For a senior writer at a world class newspaper, you sure don't seem to put much thought into what you are writing about. And your opinion often appears to be of little value even to seondary school students.
Here’s an idea that’s far-fetched:
Establish certain weeks of the year where the land borders are closed to tourists. These would be weeks that are adjacent to HK public holidays.

Just imagine that. Families in HK would actually be able to visit interesting places during the holidays within our own city. People can take their kids to Ocean Park. We can ride the 360 cable car. We could take leisurely strolls at TST. These are all supposedly enjoyable activities but are made not pleasurable due to the ridiculous numbers of mainland tourists.
True, foreign buyers are snapping up properties in London, NYC, Vancouver et el.
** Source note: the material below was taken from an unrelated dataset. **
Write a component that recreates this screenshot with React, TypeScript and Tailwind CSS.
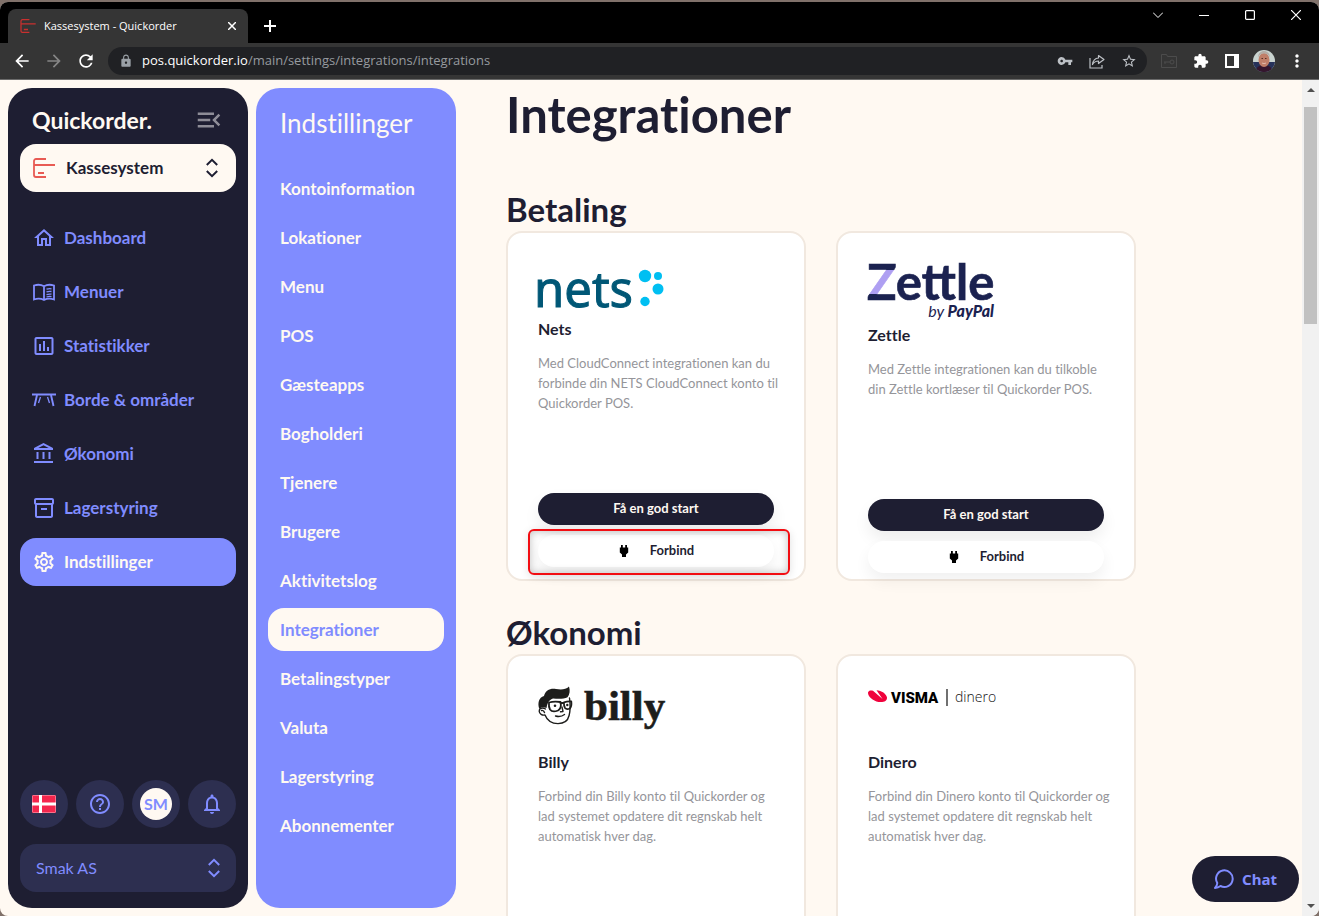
import React from 'react';
import clsx from 'clsx';
import {
  MdArrowBack,
  MdArrowForward,
  MdExtension,
  MdHelpOutline,
  MdInsertChartOutlined,
  MdLock,
  MdMenuOpen,
  MdMoreVert,
  MdNotificationsNone,
  MdOutlineAccountBalance,
  MdOutlineHome,
  MdOutlineInventory2,
  MdOutlineSettings,
  MdRefresh,
  MdStarBorder,
  MdVpnKey,
} from 'react-icons/md';

interface NavItem {
  label: string;
  icon: React.ReactNode;
}

interface Integration {
  name: string;
  description: string;
  logo: React.ReactNode;
  highlighted?: boolean;
}

interface Section {
  title: string;
  items: Integration[];
}

function BrandMark({ className }: { className?: string }) {
  return (
    <svg viewBox="0 0 22 20" className={className} fill="none" stroke="currentColor" strokeWidth="1.8" aria-hidden="true">
      <path d="M13 1H3a2 2 0 0 0-2 2v14a2 2 0 0 0 2 2h10M1 7h21M5 15h6" />
    </svg>
  );
}

function BookIcon() {
  return (
    <svg viewBox="0 0 24 24" className="size-6" fill="none" stroke="currentColor" aria-hidden="true">
      <path d="M12 6.200C9 4.500 5 4.500 2 5.500v14c3-1 7-1 10 .5 3-1.500 7-1.500 10-.5v-14c-3-1-7-1-10 .7zM12 6v14" strokeWidth="1.800" />
      <path d="M14.500 9.200q2.500-.8 5-.4M14.500 11.900q2.500-.8 5-.4M14.500 14.600q2.500-.8 5-.4M14.500 17q2.500-.8 5-.4" strokeWidth="1.300" />
    </svg>
  );
}

function TableIcon() {
  return (
    <svg viewBox="0 0 24 24" className="size-6" fill="none" stroke="currentColor" aria-hidden="true">
      <path d="M0 6.500h24" strokeWidth="2" />
      <path d="M5 7 2.500 18M19 7l2.500 11" strokeWidth="1.9" />
      <path d="M8.500 9 6.500 15M15.500 9l2 6" strokeWidth="1.300" />
    </svg>
  );
}

function UpDownIcon({ className }: { className?: string }) {
  return (
    <svg viewBox="0 0 12 20" className={className} fill="none" stroke="currentColor" strokeWidth="2" aria-hidden="true">
      <path d="M.8 7 6 1.800 11.200 7M.8 13 6 18.200l5.200-5.200" />
    </svg>
  );
}

function PlugIcon() {
  return (
    <svg viewBox="0 0 12 12" className="size-3" fill="#000" aria-hidden="true">
      <path d="M3 0h1.800v2.500h2.400V0H9v2.500h1.200v5L8 9.500V12H4V9.500L1.800 7.500v-5H3z" />
    </svg>
  );
}

function ShareIcon() {
  return (
    <svg viewBox="0 0 16 16" className="size-4" fill="none" stroke="currentColor" strokeWidth="1.2" aria-hidden="true">
      <path d="M1 5v10h12v-3" />
      <path d="M9.500 2.500 15 6.500l-5.500 4V8C7 8 5 9 3.500 11.500 4 7.500 6 5.200 9.500 5z" strokeLinejoin="round" />
    </svg>
  );
}

function ChatIcon() {
  return (
    <svg viewBox="0 0 20 20" className="size-5" fill="none" stroke="currentColor" strokeWidth="2" strokeLinejoin="round" aria-hidden="true">
      <path d="M3.300 14A8.300 8.300 0 1 1 6.500 17C5 18.200 3.200 18.900 1 18.900 2.500 17.500 3.200 16 3.300 14z" />
    </svg>
  );
}

function DanishFlag() {
  return (
    <svg viewBox="0 0 24 18" className="h-[18px] w-6" role="img" aria-label="Dansk">
      <rect width="24" height="18" rx="1" fill="#f4264d" />
      <path d="M8.500 0v18M0 9h24" stroke="#fff" strokeWidth="3" />
      <rect x=".5" y=".5" width="23" height="17" rx="1" fill="none" stroke="#fff" strokeOpacity=".35" />
    </svg>
  );
}

function NetsLogo() {
  return (
    <svg viewBox="0 0 126 50" className="h-[50px] w-[126px] overflow-visible">
      <text x="-4" y="44" fontFamily="'Noto Sans', sans-serif" fontSize="49" fill="#005776" stroke="#005776" strokeWidth="1">nets</text>
      <g fill="#00bff2">
        <circle cx="107" cy="13" r="6.200" />
        <circle cx="120" cy="13" r="4" />
        <circle cx="120" cy="26" r="5.500" />
        <circle cx="107" cy="38.500" r="4.700" />
      </g>
    </svg>
  );
}

function ZettleLogo() {
  return (
    <svg viewBox="0 0 126 56" className="h-14 w-[126px] overflow-visible [font-variant-ligatures:normal]">
      <defs>
        <linearGradient id="zettle-z" gradientUnits="userSpaceOnUse" x1="0" y1="0" x2="0" y2="37">
          <stop offset=".19" stopColor="#1b2250" />
          <stop offset=".19" stopColor="#ae9ff2" />
          <stop offset=".84" stopColor="#ae9ff2" />
          <stop offset=".84" stopColor="#1b2250" />
        </linearGradient>
      </defs>
      <text x="-1" y="37" fontFamily="Lato, sans-serif" fontWeight="700" fontSize="49" fill="#1b2250" stroke="#1b2250" strokeWidth=".6">
        <tspan fill="url(#zettle-z)" stroke="url(#zettle-z)">Z</tspan>ettle
      </text>
      <text x="126" y="54" textAnchor="end" fontFamily="Lato, sans-serif" fontStyle="italic" fontSize="16" fill="#1b2250">
        by <tspan fontWeight="900">PayPal</tspan>
      </text>
    </svg>
  );
}

function BillyLogo() {
  return (
    <svg viewBox="0 0 126 60" className="h-[60px] w-[126px] overflow-visible">
      <g fill="none" stroke="#1d1d1b" strokeWidth="1.400" strokeLinecap="round" strokeLinejoin="round">
        <path d="M31.500 12c.8 6 1 12-.4 17.500C29.800 35 25.500 37.600 20 37.600c-6.500 0-11-3.600-13-8.600-3 .5-5.500-1-5.800-3.800C1 22.500 4 21 7.500 23" fill="#fff" />
        <path d="M3.500 24.500c1.500-.4 2.500.5 3 2" />
        <path d="M11 16.500c3.500-1 7.500-1 11.500-.5.800 3.500 0 7-2.500 8.500-3 1.200-6.500 1-8-1-1-2-1.300-4.500-1-7z" strokeWidth="1.800" />
        <path d="M26 16.300c2.500-.8 5-1 7.300-.8.300 2.500 0 5.500-1.500 7-2 .9-3.800.7-4.800-.5-.9-1.500-1.200-3.500-1-5.700zM22.500 17l3.500-.2" strokeWidth="1.800" />
        <path d="M24 21l1 4.500-2.500.3M17.500 30c3.500 1 6.500.5 9-1.500" />
      </g>
      <path d="M1.300 23C-.6 17 .8 11.500 6 10 7.500 4.500 12 2 18 3c5 .8 9.500.8 13-2.500 1.300 4 .8 8-1.500 10.700-3.500 1.800-8.500 2-14.500 1.300-3.500 1.300-5.500 3.500-6.500 9.500-3-1.500-5.500-1-7.200 1z" fill="#1d1d1b" />
      <circle cx="17" cy="19.800" r="1.300" fill="#1d1d1b" />
      <circle cx="29.300" cy="19" r="1.200" fill="#1d1d1b" />
      <text x="46" y="34" fontFamily="'Liberation Serif', serif" fontWeight="700" fontSize="43" fill="#1d1d1b" stroke="#1d1d1b" strokeWidth=".6">billy</text>
    </svg>
  );
}

function DineroLogo() {
  return (
    <svg viewBox="0 0 126 60" className="h-[60px] w-[126px] overflow-visible">
      <path d="M0 6.500C.5 4.300 3 4 5 4.800L14.500 13 8.500 4.300C13.500 4.500 18.500 8 19 11.500c.3 3.500-3.500 5.200-8.500 4.400C5 15-.3 10.500 0 6.500z" fill="#f0023c" />
      <text x="23" y="17" fontFamily="Roboto, sans-serif" fontWeight="900" fontSize="15" fill="#000">VISMA</text>
      <path d="M79 3v17" stroke="#111" strokeWidth="1.200" />
      <text x="87" y="16" fontFamily="'Open Sans', sans-serif" fontWeight="300" fontSize="14" fill="#111">dinero</text>
    </svg>
  );
}

const navItems: NavItem[] = [
  { label: 'Dashboard', icon: <MdOutlineHome className="size-6" /> },
  { label: 'Menuer', icon: <BookIcon /> },
  { label: 'Statistikker', icon: <MdInsertChartOutlined className="size-6" /> },
  { label: 'Borde & områder', icon: <TableIcon /> },
  { label: 'Økonomi', icon: <MdOutlineAccountBalance className="size-6" /> },
  { label: 'Lagerstyring', icon: <MdOutlineInventory2 className="size-6" /> },
  { label: 'Indstillinger', icon: <MdOutlineSettings className="size-6" /> },
];

const settingsItems = [
  'Kontoinformation',
  'Lokationer',
  'Menu',
  'POS',
  'Gæsteapps',
  'Bogholderi',
  'Tjenere',
  'Brugere',
  'Aktivitetslog',
  'Integrationer',
  'Betalingstyper',
  'Valuta',
  'Lagerstyring',
  'Abonnementer',
];

// Line breaks in the descriptions are kept as written
const sections: Section[] = [
  {
    title: 'Betaling',
    items: [
      {
        name: 'Nets',
        description: 'Med CloudConnect integrationen kan du\nforbinde din NETS CloudConnect konto til\nQuickorder POS.',
        logo: <NetsLogo />,
        highlighted: true,
      },
      {
        name: 'Zettle',
        description: 'Med Zettle integrationen kan du tilkoble\ndin Zettle kortlæser til Quickorder POS.',
        logo: <ZettleLogo />,
      },
    ],
  },
  {
    title: 'Økonomi',
    items: [
      {
        name: 'Billy',
        description: 'Forbind din Billy konto til Quickorder og\nlad systemet opdatere dit regnskab helt\nautomatisk hver dag.',
        logo: <BillyLogo />,
      },
      {
        name: 'Dinero',
        description: 'Forbind din Dinero konto til Quickorder og\nlad systemet opdatere dit regnskab helt\nautomatisk hver dag.',
        logo: <DineroLogo />,
      },
    ],
  },
];

function BrowserBar() {
  return (
    <header className="shrink-0 bg-black font-['Open_Sans',sans-serif] text-white">
      <div className="flex h-[41px] items-end justify-between pl-2">
        <div className="flex h-[34px] items-center">
          <div className="flex h-full w-60 items-center rounded-t-lg bg-[#353535] pr-2.5 pl-3 text-[11px]">
            <BrandMark className="h-3.5 w-4 text-[#c9302f]" />
            <span className="ml-2 flex-1 whitespace-nowrap">Kassesystem - Quickorder</span>
            <button aria-label="Luk fane" className="p-0.5">
              <svg viewBox="0 0 8 8" className="size-2" stroke="#fff" strokeWidth="1.500"><path d="M0 0l8 8M8 0L0 8" /></svg>
            </button>
          </div>
          <button aria-label="Ny fane" className="ml-4">
            <svg viewBox="0 0 12 12" className="size-3" stroke="#fff" strokeWidth="2"><path d="M6 0v12M0 6h12" /></svg>
          </button>
        </div>
        <div className="flex h-full items-start gap-9 pt-2 pr-[18px]">
          <button aria-label="Søg i faner">
            <svg viewBox="0 0 10 10" className="size-2.5" fill="none" stroke="#fff"><path d="M0 2.500l5 5 5-5" /></svg>
          </button>
          <button aria-label="Minimer">
            <svg viewBox="0 0 10 10" className="size-2.5" stroke="#fff"><path d="M0 5.500h10" /></svg>
          </button>
          <button aria-label="Maksimer">
            <svg viewBox="0 0 10 10" className="size-2.5" fill="none" stroke="#fff" strokeWidth="1.200"><rect x=".6" y=".6" width="8.800" height="8.800" rx="1" /></svg>
          </button>
          <button aria-label="Luk">
            <svg viewBox="0 0 10 10" className="size-2.5" stroke="#fff" strokeWidth="1.200"><path d="M0 0l10 10M10 0L0 10" /></svg>
          </button>
        </div>
      </div>
      <div className="flex h-[37px] items-center border-b border-[#6b6b6b] bg-[#353535] pr-3.5">
        <div className="flex items-center gap-3 pl-3">
          <button aria-label="Tilbage"><MdArrowBack className="size-5" /></button>
          <button aria-label="Frem" className="text-[#858585]"><MdArrowForward className="size-5" /></button>
          <button aria-label="Genindlæs"><MdRefresh className="size-5" /></button>
        </div>
        <div className="ml-3 flex h-7 flex-1 items-center rounded-full bg-[#202124] pr-2.5 pl-[11px] text-[#bdc1c6]">
          <MdLock className="size-3.5 text-[#9aa0a6]" />
          <div className="ml-[9px] flex-1 text-[13px] text-[#969a9f]">
            <span className="text-white">pos.quickorder.io</span>/main/settings/integrations/integrations
          </div>
          <div className="flex items-center gap-4">
            <MdVpnKey className="size-4" />
            <ShareIcon />
            <MdStarBorder className="size-4" />
          </div>
        </div>
        <div className="ml-3.5 flex items-center gap-4">
          <svg viewBox="0 0 16 14" className="h-3.5 w-4" fill="none" stroke="#4c4c4c" aria-hidden="true">
            <path d="M.5.500h5l1 2h9v11H.5z" />
            <path d="M3 8h6M4 8v2" />
            <circle cx="11" cy="8" r="2" />
          </svg>
          <MdExtension className="size-4" />
          <svg viewBox="0 0 14 14" className="size-3.5" aria-hidden="true">
            <path fillRule="evenodd" fill="#fff" d="M0 0h14v14H0zM2 2v10h7V2z" />
          </svg>
          <svg viewBox="0 0 22 22" className="-mx-0.5 size-[22px] rounded-full" aria-hidden="true">
            <rect width="22" height="22" fill="#c9d3cf" />
            <path d="M0 12h22v10H0z" fill="#27325a" />
            <path d="M3 22c0-5 3-7 8-7s8 2 8 7z" fill="#35162d" />
            <ellipse cx="11" cy="10" rx="5.500" ry="7" fill="#c07f69" />
            <path d="M5 8c0-5 3-7 6-7s6 2 6 7c-1-3.500-3-4.500-6-4.500S6 4.500 5 8z" fill="#b3aca5" />
            <path d="M8.500 8.500h1.500M12 8.500h1.500" stroke="#5a2f26" />
            <path d="M9 13c1.300.7 2.700.7 4 0" stroke="#e9c9bd" strokeWidth=".8" fill="none" />
          </svg>
          <button aria-label="Flere valg" className="-mx-0.5"><MdMoreVert className="size-5" /></button>
        </div>
      </div>
    </header>
  );
}

function Sidebar() {
  return (
    <aside className="flex w-60 shrink-0 flex-col rounded-3xl bg-[#1e1e32] px-3 pb-4">
      <div className="flex h-14 items-center justify-between pt-2 pr-3 pl-3">
        <span className="text-[23px] leading-8 font-bold text-[#fff9f2]">Quickorder.</span>
        <button aria-label="Skjul menu" className="text-[#8e8d97]"><MdMenuOpen className="size-[30px]" /></button>
      </div>
      <div className="relative flex h-12 shrink-0 items-center rounded-2xl bg-[#fff9f2] text-[#1e1e32]">
        <BrandMark className="absolute left-[13px] h-5 w-[22px] text-[#e85b54]" />
        <select aria-label="System" className="h-full w-full appearance-none pl-[46px] text-[17px] font-bold">
          <option>Kassesystem</option>
        </select>
        <UpDownIcon className="pointer-events-none absolute right-[18px] h-5 w-3" />
      </div>

      <nav className="mt-[22px] flex flex-col gap-1.5">
        {navItems.map(item => (
          <a
            key={item.label}
            href="#"
            className={clsx(
              'flex h-12 items-center gap-2 rounded-2xl px-3 text-[17px] font-bold',
              item.label === 'Indstillinger' ? 'bg-[#808cff] text-[#fff9f2]' : 'text-[#808cff]'
            )}
          >
            {item.icon}
            {item.label}
          </a>
        ))}
      </nav>

      <div className="mt-auto flex justify-between text-[#808cff]">
        <button className="flex size-12 items-center justify-center rounded-full bg-[#2d2f50]"><DanishFlag /></button>
        <button aria-label="Hjælp" className="flex size-12 items-center justify-center rounded-full bg-[#2d2f50]">
          <MdHelpOutline className="size-6" />
        </button>
        <button className="flex size-12 items-center justify-center rounded-full bg-[#2d2f50]">
          <span className="flex size-8 items-center justify-center rounded-full bg-[#fff9f2] text-base font-bold">SM</span>
        </button>
        <button aria-label="Notifikationer" className="flex size-12 items-center justify-center rounded-full bg-[#2d2f50]">
          <MdNotificationsNone className="size-6" />
        </button>
      </div>
      <div className="relative mt-4 flex h-12 shrink-0 items-center rounded-2xl bg-[#2d2f50] text-[#808cff]">
        <select aria-label="Firma" className="h-full w-full appearance-none pl-4 text-base">
          <option>Smak AS</option>
        </select>
        <UpDownIcon className="pointer-events-none absolute right-4 h-5 w-3" />
      </div>
    </aside>
  );
}

function SettingsMenu() {
  return (
    <nav className="w-[200px] shrink-0 rounded-3xl bg-[#808cff] px-3 text-[#fff9f2]">
      <h2 className="px-3 pt-[19px] text-[26px] leading-8">Indstillinger</h2>
      <ul className="mt-7 flex flex-col gap-1.5">
        {settingsItems.map(item => (
          <li key={item}>
            <a
              href="#"
              className={clsx(
                'flex h-[43px] items-center rounded-2xl px-3 text-[17px] font-bold',
                item === 'Integrationer' && 'bg-[#fff9f2] text-[#808cff]'
              )}
            >
              {item}
            </a>
          </li>
        ))}
      </ul>
    </nav>
  );
}

function IntegrationCard({ name, description, logo, highlighted }: Integration) {
  return (
    <article className="h-[350px] w-[300px] rounded-2xl border-2 border-[#f1e8df] bg-white p-[30px]">
      {logo}
      <h3 className="mt-1 text-base leading-6 font-bold">{name}</h3>
      <p className="mt-3 h-[130px] text-[13px] leading-5 whitespace-pre text-[#95959a]">{description}</p>
      <button className="mt-2.5 flex h-8 w-full items-center justify-center rounded-2xl bg-[#1e1e32] text-[13px] font-bold text-[#fff9f2] shadow-[0_8px_16px_rgba(0,0,0,0.07)]">
        Få en god start
      </button>
      <div className="relative mt-2.5">
        <button className="flex h-8 w-full items-center justify-center gap-5 rounded-2xl bg-white text-[13px] font-bold shadow-[0_8px_16px_rgba(0,0,0,0.06)]">
          <PlugIcon />
          Forbind
        </button>
        {highlighted && (
          <span className="pointer-events-none absolute -top-1.5 -right-4 -bottom-2 -left-2.5 rounded-md border-2 border-[#f20d12] shadow-[0_2px_8px_rgba(0,0,0,0.12),inset_0_0_8px_rgba(0,0,0,0.25)]" />
        )}
      </div>
    </article>
  );
}

function ScrollTrack() {
  return (
    <div className="flex w-[17px] shrink-0 flex-col items-center justify-between bg-[#f1f1f1] py-2" aria-hidden="true">
      <svg viewBox="0 0 8 4" className="h-1 w-2"><path d="M0 4l4-4 4 4z" fill="#505050" /></svg>
      <div className="mt-[15px] h-[217px] w-[13px] bg-[#c1c1c1]" />
      <div className="flex-1" />
      <svg viewBox="0 0 8 4" className="h-1 w-2"><path d="M0 0l4 4 4-4z" fill="#505050" /></svg>
    </div>
  );
}

export default function App() {
  return (
    <div className="h-screen bg-[#80716a] pt-0.5 font-['Lato',sans-serif] text-[#1e1e32] [font-variant-ligatures:none]">
      <div className="flex h-full flex-col overflow-hidden rounded-lg bg-[#fff9f2]">
        <BrowserBar />
        <div className="flex min-h-0 flex-1">
          <div className="flex shrink-0 gap-2 p-2">
            <Sidebar />
            <SettingsMenu />
          </div>

          <main className="min-w-0 flex-1 overflow-hidden pt-1.5 pl-[42px]">
            <h1 className="mb-[47px] text-[49px] leading-[56px] font-bold">Integrationer</h1>
            {sections.map(section => (
              <section key={section.title} className="mb-[31px]">
                <h2 className="text-[33px] leading-10 font-bold">{section.title}</h2>
                <div className="mt-0.5 flex flex-wrap gap-[30px]">
                  {section.items.map(item => (
                    <IntegrationCard key={item.name} {...item} />
                  ))}
                </div>
              </section>
            ))}
          </main>
          <ScrollTrack />
        </div>
      </div>

      <button className="fixed right-5 bottom-3.5 flex h-[46px] w-[107px] items-center justify-center gap-2 rounded-full bg-[#1e1e32] font-['Noto_Sans',sans-serif] text-[15px] font-bold text-[#808cff]">
        <ChatIcon />
        Chat
      </button>
    </div>
  );
}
But unlike in Hong Kong, the governments and big corporations of these places are not mollycoddling and kowtowing to moneyed foreign visitors to an extent that the interest and basic livelihood of the local citizens are grossly affected.
Think the Dolce & Gabana photo ban brawl in 2012, think how the police allegedly turned a blind eye to baby formula smugglers from the mainland in Sheung Shui before a cross-border limit was set, think how many age-old shops in Central, Causeway Bay et al that used to be the haunts of locals have been replaced by shops in recent years selling luxury things that only the rich mainlanders can afford, think the new hotel that's going to be built on the tranquil Lugard Road on the Peak. The list goes on.
You know what, Hong Kong pays a premium per cubic meter for the water supply, and the money goes to a listed company, which formed a big part of its income. Hong Kong can get cheaper water by desalination like Singapore at a fraction of the cost per cubic meter we pay for the water!